◆ YOUR INSTRUCTIONS
Where a line in the listing contains the string "components", copy that line out.

[START]

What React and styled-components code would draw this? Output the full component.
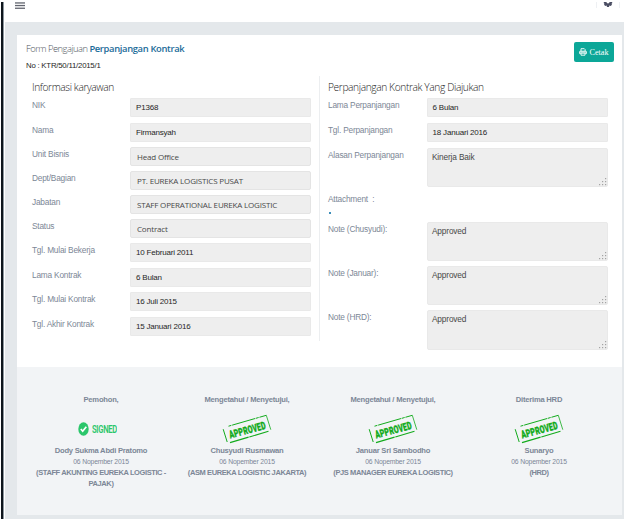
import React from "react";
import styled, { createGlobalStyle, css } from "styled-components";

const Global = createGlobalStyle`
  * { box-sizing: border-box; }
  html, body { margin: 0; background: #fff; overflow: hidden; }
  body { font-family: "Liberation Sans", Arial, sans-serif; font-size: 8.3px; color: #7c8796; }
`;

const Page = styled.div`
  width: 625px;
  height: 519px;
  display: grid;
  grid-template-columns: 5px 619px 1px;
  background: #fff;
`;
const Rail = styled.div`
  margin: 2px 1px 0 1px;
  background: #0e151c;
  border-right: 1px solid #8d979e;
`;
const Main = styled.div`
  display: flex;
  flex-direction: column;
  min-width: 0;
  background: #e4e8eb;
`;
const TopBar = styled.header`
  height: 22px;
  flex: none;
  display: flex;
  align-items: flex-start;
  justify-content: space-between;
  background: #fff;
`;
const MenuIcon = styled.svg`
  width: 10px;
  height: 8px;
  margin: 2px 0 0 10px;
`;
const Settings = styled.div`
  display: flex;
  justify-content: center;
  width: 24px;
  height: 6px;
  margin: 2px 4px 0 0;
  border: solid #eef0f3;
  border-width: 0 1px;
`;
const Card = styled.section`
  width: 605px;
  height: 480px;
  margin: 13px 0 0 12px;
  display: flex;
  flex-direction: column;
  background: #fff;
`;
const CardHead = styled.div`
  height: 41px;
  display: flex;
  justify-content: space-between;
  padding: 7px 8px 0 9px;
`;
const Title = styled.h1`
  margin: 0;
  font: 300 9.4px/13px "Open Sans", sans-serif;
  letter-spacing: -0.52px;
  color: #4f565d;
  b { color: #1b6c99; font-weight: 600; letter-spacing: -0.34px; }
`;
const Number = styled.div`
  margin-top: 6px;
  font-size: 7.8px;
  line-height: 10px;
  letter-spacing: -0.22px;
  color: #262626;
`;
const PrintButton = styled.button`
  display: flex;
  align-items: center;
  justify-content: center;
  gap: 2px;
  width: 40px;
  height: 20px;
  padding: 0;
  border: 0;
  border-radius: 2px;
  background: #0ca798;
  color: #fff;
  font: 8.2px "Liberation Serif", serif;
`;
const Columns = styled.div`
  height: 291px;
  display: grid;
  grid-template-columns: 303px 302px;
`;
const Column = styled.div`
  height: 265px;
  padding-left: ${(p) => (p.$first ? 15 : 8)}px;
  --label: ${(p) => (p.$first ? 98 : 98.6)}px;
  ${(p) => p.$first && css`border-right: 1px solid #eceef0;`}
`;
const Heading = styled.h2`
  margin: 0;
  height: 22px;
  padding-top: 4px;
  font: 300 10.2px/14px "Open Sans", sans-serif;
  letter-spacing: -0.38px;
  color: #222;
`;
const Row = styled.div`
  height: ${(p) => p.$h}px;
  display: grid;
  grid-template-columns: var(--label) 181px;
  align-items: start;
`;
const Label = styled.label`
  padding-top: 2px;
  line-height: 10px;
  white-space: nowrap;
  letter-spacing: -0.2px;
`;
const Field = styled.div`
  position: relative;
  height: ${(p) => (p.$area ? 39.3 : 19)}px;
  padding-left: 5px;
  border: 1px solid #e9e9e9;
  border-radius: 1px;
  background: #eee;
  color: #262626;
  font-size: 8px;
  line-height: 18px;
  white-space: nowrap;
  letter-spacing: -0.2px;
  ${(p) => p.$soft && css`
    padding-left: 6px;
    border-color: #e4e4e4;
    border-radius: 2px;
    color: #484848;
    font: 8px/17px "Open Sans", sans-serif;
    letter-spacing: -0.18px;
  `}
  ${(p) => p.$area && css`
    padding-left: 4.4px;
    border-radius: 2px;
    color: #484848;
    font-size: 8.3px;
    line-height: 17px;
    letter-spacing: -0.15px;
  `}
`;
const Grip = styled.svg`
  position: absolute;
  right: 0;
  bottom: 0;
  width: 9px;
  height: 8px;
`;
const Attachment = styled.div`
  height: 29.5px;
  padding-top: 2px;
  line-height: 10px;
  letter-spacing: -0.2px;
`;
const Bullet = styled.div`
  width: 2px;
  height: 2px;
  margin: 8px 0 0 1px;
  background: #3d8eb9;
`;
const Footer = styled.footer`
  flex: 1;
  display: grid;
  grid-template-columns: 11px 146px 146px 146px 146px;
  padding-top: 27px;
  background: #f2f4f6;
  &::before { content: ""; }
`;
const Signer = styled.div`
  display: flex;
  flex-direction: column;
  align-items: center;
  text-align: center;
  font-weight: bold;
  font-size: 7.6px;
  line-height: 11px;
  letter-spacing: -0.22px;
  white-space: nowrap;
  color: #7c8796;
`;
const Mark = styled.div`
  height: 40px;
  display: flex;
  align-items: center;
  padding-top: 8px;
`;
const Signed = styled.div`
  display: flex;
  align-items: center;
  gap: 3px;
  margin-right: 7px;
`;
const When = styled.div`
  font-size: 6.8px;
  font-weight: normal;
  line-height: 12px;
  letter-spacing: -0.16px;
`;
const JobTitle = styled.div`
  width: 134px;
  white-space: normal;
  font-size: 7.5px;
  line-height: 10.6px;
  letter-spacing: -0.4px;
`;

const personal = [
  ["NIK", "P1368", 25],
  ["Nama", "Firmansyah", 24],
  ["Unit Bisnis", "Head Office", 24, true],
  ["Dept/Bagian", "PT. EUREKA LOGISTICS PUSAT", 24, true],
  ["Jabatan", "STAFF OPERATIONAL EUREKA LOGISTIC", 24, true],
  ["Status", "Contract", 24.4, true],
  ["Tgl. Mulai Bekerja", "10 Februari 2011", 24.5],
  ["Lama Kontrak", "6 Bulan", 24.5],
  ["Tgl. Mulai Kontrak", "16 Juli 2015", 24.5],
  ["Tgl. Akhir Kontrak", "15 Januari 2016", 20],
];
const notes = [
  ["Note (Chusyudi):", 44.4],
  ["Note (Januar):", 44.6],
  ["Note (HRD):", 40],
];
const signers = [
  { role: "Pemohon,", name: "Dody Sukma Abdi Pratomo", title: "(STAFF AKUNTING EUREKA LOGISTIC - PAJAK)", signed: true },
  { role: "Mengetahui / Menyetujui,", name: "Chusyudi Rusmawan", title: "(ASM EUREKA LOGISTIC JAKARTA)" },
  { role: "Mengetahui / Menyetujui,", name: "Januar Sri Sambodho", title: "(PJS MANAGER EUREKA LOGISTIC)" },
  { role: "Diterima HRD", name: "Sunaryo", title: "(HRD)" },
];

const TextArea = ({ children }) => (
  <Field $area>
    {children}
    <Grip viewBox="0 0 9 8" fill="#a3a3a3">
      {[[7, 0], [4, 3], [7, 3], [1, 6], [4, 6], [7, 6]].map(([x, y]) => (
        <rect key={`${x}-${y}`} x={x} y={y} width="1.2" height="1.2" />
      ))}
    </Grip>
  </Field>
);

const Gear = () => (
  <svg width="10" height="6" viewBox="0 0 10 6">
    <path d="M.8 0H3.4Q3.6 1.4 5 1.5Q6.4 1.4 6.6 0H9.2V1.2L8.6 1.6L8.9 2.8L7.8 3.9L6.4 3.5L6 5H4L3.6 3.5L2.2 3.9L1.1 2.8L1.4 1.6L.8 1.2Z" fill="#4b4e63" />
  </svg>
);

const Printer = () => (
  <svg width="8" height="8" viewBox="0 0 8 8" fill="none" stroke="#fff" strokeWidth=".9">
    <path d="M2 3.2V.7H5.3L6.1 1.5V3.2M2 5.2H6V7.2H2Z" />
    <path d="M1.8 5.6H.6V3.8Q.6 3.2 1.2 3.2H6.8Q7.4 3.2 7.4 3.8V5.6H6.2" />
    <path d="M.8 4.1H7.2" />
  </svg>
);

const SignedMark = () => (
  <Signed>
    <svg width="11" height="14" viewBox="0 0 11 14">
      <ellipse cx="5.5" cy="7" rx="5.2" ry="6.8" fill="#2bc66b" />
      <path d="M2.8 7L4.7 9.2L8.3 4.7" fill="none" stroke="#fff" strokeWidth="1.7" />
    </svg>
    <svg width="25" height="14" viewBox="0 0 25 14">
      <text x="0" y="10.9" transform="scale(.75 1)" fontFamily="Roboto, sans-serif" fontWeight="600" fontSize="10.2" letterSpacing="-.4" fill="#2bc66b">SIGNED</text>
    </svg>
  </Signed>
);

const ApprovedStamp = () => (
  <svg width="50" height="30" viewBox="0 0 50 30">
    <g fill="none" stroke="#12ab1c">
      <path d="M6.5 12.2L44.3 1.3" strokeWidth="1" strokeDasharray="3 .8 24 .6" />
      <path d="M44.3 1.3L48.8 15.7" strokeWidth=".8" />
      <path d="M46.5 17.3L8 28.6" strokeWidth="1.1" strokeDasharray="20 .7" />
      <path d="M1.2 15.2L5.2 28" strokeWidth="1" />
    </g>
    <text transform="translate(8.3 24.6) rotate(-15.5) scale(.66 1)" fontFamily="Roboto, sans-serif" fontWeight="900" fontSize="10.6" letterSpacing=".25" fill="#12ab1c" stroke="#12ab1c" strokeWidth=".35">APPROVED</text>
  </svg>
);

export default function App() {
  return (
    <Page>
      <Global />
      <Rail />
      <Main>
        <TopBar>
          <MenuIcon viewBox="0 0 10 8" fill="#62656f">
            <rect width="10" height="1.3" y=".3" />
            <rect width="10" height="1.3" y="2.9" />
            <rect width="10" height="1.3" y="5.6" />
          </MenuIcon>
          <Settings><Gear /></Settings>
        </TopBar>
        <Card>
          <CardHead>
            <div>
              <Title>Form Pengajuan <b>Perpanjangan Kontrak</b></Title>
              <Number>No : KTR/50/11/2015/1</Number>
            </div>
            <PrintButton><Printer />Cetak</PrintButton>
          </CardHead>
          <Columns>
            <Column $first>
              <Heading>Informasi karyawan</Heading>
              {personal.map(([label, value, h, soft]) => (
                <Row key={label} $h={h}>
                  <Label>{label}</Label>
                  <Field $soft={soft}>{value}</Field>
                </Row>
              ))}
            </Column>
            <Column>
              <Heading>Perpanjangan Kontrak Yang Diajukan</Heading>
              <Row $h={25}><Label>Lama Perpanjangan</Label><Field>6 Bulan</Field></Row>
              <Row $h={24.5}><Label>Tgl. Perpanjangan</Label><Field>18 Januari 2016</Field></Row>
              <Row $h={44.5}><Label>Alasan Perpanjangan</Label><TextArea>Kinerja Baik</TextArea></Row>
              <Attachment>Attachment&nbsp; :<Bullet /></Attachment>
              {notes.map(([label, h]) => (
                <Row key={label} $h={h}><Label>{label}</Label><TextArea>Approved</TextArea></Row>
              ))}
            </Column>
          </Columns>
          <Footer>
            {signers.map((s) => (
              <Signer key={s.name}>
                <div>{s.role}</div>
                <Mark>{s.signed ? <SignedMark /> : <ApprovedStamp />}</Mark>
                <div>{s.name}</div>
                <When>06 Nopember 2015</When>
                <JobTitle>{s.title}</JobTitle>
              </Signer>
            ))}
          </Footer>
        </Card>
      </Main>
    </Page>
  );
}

[END]

◆ OUTPUT OF THE TASK
What React and styled-components code would draw this? Output the full component.
import styled, { createGlobalStyle, css } from "styled-components";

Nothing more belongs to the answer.